Eye-catching watermelon radishes were originally a pop of color in a fennel and citrus salad that accompanied a steelhead filet. The team wasn't thrilled about subbing the bright heirloom radishes for common ones, which are mostly pale white inside. After talking it through with the Canos, the four young chefs decided to sub in Chioggia beets instead.

"It has like a peppermint swirl look to it," Wilbur says. "The sweetness goes really well with the vinaigrette that we have on it."

In the midst of competition season, the students are learning first hand the flexibility and creativity that professional chefs need to create fresh, seasonal dishes. It's an education that's too often left out of culinary school, one that only comes from intentional relationship building with local growers.

It's mostly thanks to the strong ties that Hicks, Crume and the Canos have made between Wild Sage and Casa Cano that the students can enter into these conversations about what's in the field and on the plate. It can make cooking even more complicated, but also that much more impressive.

"When they're judging and say, 'Hey, your recipe says watermelon radishes,'" Hicks instructs his team, "you can say, 'Well, a local farmer that we work with back in Washington didn't have any watermelon radishes, so we actually went to their farm and we picked out something better.' A little backstory narrative doesn't hurt."

click to enlarge North Central's ProStart culinary team competes nationally for the first time in Spokane Public Schools' history
Eliza Billingham photo
Casa Cano Farms' Jorge Cano lets the team sample super fresh food.

But for high school cooking competitions, it's not enough to have only an entree and a side. For state, the team had to cook a three-course meal in two hours with just two bunsen burners between the four of them. Their first course features pesto-stuffed morel mushrooms, and their dessert is a fry bread topped with huckleberry compote and a huckleberry and hazelnut-studded sugarwork garnish.

For nationals, the team has to make the same three-course meal in only one hour. To get everything ready in time, its members have to choreograph their work down to the second.

"I start off with the mandoline and I cut the fennel and the beet," Wilbur says. "Then after that I cut the shallots, which I then give to Allison."

"I brine the shallots," German says. "I also char tomato and poblano for the poblano sauce, and I give them both to Arlen so he can cut them up."

"Then I give her the asparagus so she can char them," Everman-Jones says. "And when she's doing asparagus, I cut the poblano so I can give it to her and then I make the romesco. And while that's happening, Allison's also charring some hazelnuts. Elina is cutting herbs for pesto. So it's all just working together and just trying to not get in each other's ways."

"I don't know how we haven't stabbed each other yet," Wilbur laughs.

But the high intensity choreography can also be what helps keep the group calm.

"I'm a very organized person," Khadka says. "I have to have a specific way that I do things. If it's not there, I get nervous and I mess up and it kind of falls apart."

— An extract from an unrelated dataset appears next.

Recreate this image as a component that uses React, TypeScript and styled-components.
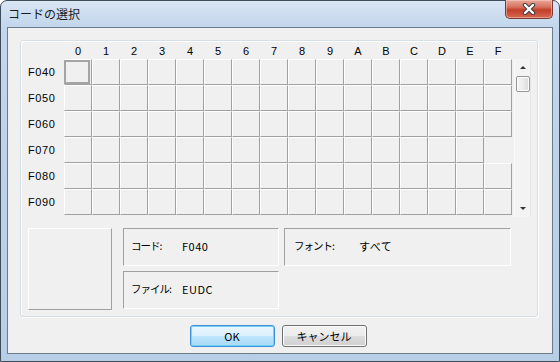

When they first started brainstorming their menu, the team toyed with dishes that represented each of their individual identities — Khadka's South Asian heritage, or Wilbur's Irish ancestry.

"But that didn't really create something cohesive," Everman-Jones says. "Instead, we just wanted to create something relevant to all of us in our entire menu."

In addition to consistent mentorship from Wild Sage, the students also met with the local tribal members and the owners of Indigenous Eats restaurant. The recipe for the team's fry bread was donated by a North Central teacher's grandmother, which she has preserved for generations.

The competition in Baltimore is the cherry on top of a wildly successful season for the underdog team. While Wilbur and Everman-Jones plan to continue pursuing culinary education after high school, German and Khadka are ready to invest in other interests after the trip to Baltimore.

"I think it's more about the experience of going to Nationals," Everman-Jones says. "And eating soft shell crab. That's my No. 1 goal. I've been wanting it for a long time."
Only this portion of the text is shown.